Everything from the first line down to the line containing "const tabs = ['Details', 'Access', 'Roles'];" should be reproduced exactly; please include nothing else.

START

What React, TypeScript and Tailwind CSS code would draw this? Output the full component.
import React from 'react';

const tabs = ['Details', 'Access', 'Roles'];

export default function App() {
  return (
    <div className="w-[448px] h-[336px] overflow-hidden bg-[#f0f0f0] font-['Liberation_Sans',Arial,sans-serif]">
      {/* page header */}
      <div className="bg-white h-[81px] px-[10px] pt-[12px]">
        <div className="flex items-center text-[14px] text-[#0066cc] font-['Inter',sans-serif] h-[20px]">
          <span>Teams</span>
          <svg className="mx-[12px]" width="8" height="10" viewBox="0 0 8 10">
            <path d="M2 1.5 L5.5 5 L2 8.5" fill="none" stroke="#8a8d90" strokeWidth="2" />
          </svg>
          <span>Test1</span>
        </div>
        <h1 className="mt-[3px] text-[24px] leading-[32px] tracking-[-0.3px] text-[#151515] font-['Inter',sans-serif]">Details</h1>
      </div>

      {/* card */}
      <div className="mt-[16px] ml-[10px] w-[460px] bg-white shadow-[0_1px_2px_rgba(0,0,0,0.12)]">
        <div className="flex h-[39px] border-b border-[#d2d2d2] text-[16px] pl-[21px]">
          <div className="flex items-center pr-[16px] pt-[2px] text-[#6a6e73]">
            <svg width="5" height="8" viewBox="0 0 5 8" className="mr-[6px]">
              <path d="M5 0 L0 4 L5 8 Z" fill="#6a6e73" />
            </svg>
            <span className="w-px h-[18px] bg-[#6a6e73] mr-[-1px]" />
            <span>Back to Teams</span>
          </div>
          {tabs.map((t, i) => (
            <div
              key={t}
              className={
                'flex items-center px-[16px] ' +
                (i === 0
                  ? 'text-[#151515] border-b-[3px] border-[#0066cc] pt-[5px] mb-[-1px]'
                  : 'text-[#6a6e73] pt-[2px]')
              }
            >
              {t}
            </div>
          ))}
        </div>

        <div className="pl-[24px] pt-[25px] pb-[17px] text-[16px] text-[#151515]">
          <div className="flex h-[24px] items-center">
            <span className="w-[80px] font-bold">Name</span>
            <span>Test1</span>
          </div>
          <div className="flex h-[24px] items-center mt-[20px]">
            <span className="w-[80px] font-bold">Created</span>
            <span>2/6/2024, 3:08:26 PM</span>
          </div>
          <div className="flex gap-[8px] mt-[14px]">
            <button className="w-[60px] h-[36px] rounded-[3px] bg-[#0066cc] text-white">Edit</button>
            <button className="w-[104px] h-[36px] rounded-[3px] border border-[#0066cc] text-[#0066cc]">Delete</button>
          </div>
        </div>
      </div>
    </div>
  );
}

END

Response:
What React, TypeScript and Tailwind CSS code would draw this? Output the full component.
import React from 'react';

const tabs = ['Details', 'Access', 'Roles'];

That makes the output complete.